Quote every line below exactly and skip any picture.

========================================================================

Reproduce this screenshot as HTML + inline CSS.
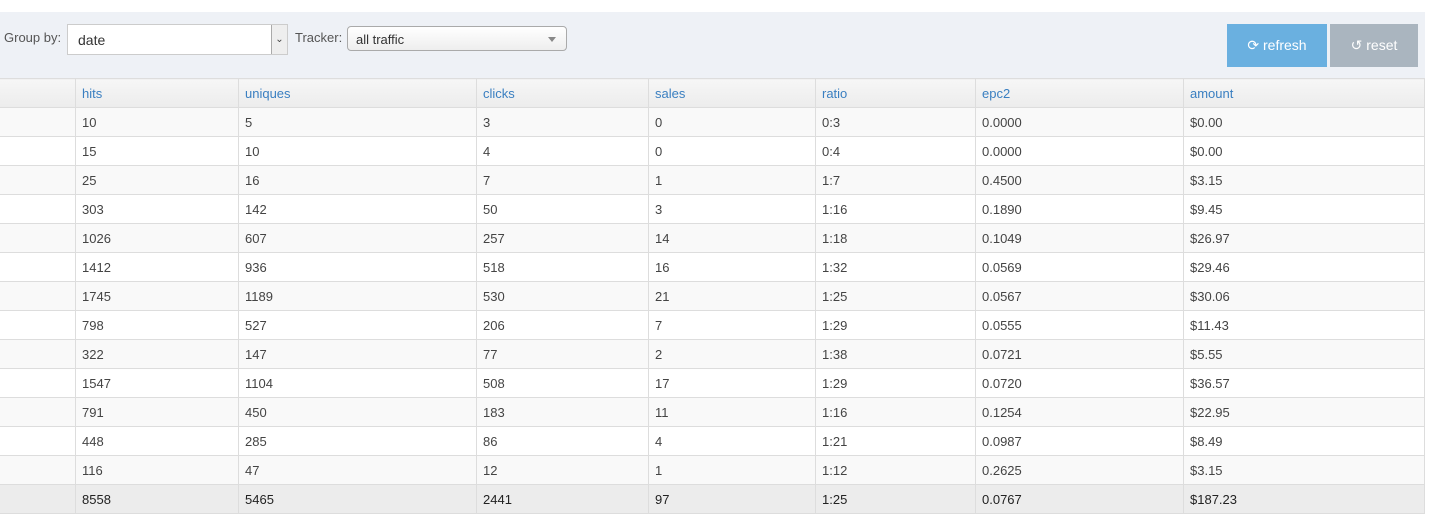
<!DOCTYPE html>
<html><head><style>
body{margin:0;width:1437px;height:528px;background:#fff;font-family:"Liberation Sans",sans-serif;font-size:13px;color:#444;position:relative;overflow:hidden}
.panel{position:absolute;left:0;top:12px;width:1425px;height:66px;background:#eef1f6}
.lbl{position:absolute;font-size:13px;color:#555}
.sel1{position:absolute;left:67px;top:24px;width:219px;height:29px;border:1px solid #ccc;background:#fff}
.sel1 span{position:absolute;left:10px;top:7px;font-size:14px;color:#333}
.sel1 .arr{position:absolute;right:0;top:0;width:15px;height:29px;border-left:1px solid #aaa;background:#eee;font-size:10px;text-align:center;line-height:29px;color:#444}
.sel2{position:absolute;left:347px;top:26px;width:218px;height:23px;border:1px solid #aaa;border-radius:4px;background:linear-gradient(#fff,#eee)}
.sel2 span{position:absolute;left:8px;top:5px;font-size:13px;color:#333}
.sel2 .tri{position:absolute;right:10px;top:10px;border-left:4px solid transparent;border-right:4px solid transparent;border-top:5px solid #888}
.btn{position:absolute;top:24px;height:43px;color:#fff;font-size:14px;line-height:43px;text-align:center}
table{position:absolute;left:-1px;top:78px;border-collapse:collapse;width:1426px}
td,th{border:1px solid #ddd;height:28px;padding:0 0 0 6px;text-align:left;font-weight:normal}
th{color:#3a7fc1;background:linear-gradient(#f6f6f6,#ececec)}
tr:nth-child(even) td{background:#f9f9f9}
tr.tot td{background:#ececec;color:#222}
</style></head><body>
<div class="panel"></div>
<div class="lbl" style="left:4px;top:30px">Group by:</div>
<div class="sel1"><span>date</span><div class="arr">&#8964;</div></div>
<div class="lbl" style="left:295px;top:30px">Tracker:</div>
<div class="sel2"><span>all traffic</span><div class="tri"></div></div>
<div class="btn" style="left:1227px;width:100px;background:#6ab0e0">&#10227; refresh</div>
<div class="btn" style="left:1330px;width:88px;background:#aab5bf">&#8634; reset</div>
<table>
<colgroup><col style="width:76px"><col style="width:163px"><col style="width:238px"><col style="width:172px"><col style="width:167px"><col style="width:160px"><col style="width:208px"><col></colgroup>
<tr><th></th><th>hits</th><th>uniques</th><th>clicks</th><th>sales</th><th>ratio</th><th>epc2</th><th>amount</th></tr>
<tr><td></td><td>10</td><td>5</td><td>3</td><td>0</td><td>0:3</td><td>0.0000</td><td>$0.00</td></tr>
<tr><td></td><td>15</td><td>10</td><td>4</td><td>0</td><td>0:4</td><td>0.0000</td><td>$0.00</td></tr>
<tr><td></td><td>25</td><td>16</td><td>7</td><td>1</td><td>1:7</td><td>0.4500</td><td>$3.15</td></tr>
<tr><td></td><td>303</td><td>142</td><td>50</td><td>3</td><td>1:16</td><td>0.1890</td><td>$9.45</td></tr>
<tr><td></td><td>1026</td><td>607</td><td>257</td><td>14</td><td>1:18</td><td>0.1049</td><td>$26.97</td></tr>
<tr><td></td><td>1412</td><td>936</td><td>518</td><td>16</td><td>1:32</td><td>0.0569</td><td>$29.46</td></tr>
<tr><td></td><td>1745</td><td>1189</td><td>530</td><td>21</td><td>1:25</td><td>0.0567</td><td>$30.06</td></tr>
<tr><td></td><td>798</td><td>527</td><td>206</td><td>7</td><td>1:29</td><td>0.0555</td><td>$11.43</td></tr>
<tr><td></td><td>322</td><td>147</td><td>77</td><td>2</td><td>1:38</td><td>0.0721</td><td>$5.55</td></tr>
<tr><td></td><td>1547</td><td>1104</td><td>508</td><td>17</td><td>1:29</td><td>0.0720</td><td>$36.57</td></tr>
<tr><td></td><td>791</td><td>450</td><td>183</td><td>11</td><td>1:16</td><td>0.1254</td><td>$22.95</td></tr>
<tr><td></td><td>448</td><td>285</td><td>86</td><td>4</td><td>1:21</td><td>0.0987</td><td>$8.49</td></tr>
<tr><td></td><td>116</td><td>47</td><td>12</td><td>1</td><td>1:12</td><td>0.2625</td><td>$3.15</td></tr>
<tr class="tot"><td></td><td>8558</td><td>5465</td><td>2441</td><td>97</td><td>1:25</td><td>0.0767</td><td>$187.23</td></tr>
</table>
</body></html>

========================================================================

THE SOLUTION:
Reproduce this screenshot as HTML + inline CSS.
<!DOCTYPE html>
<html><head><style>
body{margin:0;width:1437px;height:528px;background:#fff;font-family:"Liberation Sans",sans-serif;font-size:13px;color:#444;position:relative;overflow:hidden}
.panel{position:absolute;left:0;top:12px;width:1425px;height:66px;background:#eef1f6}
.lbl{position:absolute;font-size:13px;color:#555}
.sel1{position:absolute;left:67px;top:24px;width:219px;height:29px;border:1px solid #ccc;background:#fff}
.sel1 span{position:absolute;left:10px;top:7px;font-size:14px;color:#333}
.sel1 .arr{position:absolute;right:0;top:0;width:15px;height:29px;border-left:1px solid #aaa;background:#eee;font-size:10px;text-align:center;line-height:29px;color:#444}
.sel2{position:absolute;left:347px;top:26px;width:218px;height:23px;border:1px solid #aaa;border-radius:4px;background:linear-gradient(#fff,#eee)}
.sel2 span{position:absolute;left:8px;top:5px;font-size:13px;color:#333}
.sel2 .tri{position:absolute;right:10px;top:10px;border-left:4px solid transparent;border-right:4px solid transparent;border-top:5px solid #888}
.btn{position:absolute;top:24px;height:43px;color:#fff;font-size:14px;line-height:43px;text-align:center}
table{position:absolute;left:-1px;top:78px;border-collapse:collapse;width:1426px}
td,th{border:1px solid #ddd;height:28px;padding:0 0 0 6px;text-align:left;font-weight:normal}
th{color:#3a7fc1;background:linear-gradient(#f6f6f6,#ececec)}
tr:nth-child(even) td{background:#f9f9f9}
tr.tot td{background:#ececec;color:#222}
</style></head><body>
<div class="panel"></div>
<div class="lbl" style="left:4px;top:30px">Group by:</div>
<div class="sel1"><span>date</span><div class="arr">&#8964;</div></div>
<div class="lbl" style="left:295px;top:30px">Tracker:</div>
<div class="sel2"><span>all traffic</span><div class="tri"></div></div>
<div class="btn" style="left:1227px;width:100px;background:#6ab0e0">&#10227; refresh</div>
<div class="btn" style="left:1330px;width:88px;background:#aab5bf">&#8634; reset</div>
<table>
<colgroup><col style="width:76px"><col style="width:163px"><col style="width:238px"><col style="width:172px"><col style="width:167px"><col style="width:160px"><col style="width:208px"><col></colgroup>
<tr><th></th><th>hits</th><th>uniques</th><th>clicks</th><th>sales</th><th>ratio</th><th>epc2</th><th>amount</th></tr>
<tr><td></td><td>10</td><td>5</td><td>3</td><td>0</td><td>0:3</td><td>0.0000</td><td>$0.00</td></tr>
<tr><td></td><td>15</td><td>10</td><td>4</td><td>0</td><td>0:4</td><td>0.0000</td><td>$0.00</td></tr>
<tr><td></td><td>25</td><td>16</td><td>7</td><td>1</td><td>1:7</td><td>0.4500</td><td>$3.15</td></tr>
<tr><td></td><td>303</td><td>142</td><td>50</td><td>3</td><td>1:16</td><td>0.1890</td><td>$9.45</td></tr>
<tr><td></td><td>1026</td><td>607</td><td>257</td><td>14</td><td>1:18</td><td>0.1049</td><td>$26.97</td></tr>
<tr><td></td><td>1412</td><td>936</td><td>518</td><td>16</td><td>1:32</td><td>0.0569</td><td>$29.46</td></tr>
<tr><td></td><td>1745</td><td>1189</td><td>530</td><td>21</td><td>1:25</td><td>0.0567</td><td>$30.06</td></tr>
<tr><td></td><td>798</td><td>527</td><td>206</td><td>7</td><td>1:29</td><td>0.0555</td><td>$11.43</td></tr>
<tr><td></td><td>322</td><td>147</td><td>77</td><td>2</td><td>1:38</td><td>0.0721</td><td>$5.55</td></tr>
<tr><td></td><td>1547</td><td>1104</td><td>508</td><td>17</td><td>1:29</td><td>0.0720</td><td>$36.57</td></tr>
<tr><td></td><td>791</td><td>450</td><td>183</td><td>11</td><td>1:16</td><td>0.1254</td><td>$22.95</td></tr>
<tr><td></td><td>448</td><td>285</td><td>86</td><td>4</td><td>1:21</td><td>0.0987</td><td>$8.49</td></tr>
<tr><td></td><td>116</td><td>47</td><td>12</td><td>1</td><td>1:12</td><td>0.2625</td><td>$3.15</td></tr>
<tr class="tot"><td></td><td>8558</td><td>5465</td><td>2441</td><td>97</td><td>1:25</td><td>0.0767</td><td>$187.23</td></tr>
</table>
</body></html>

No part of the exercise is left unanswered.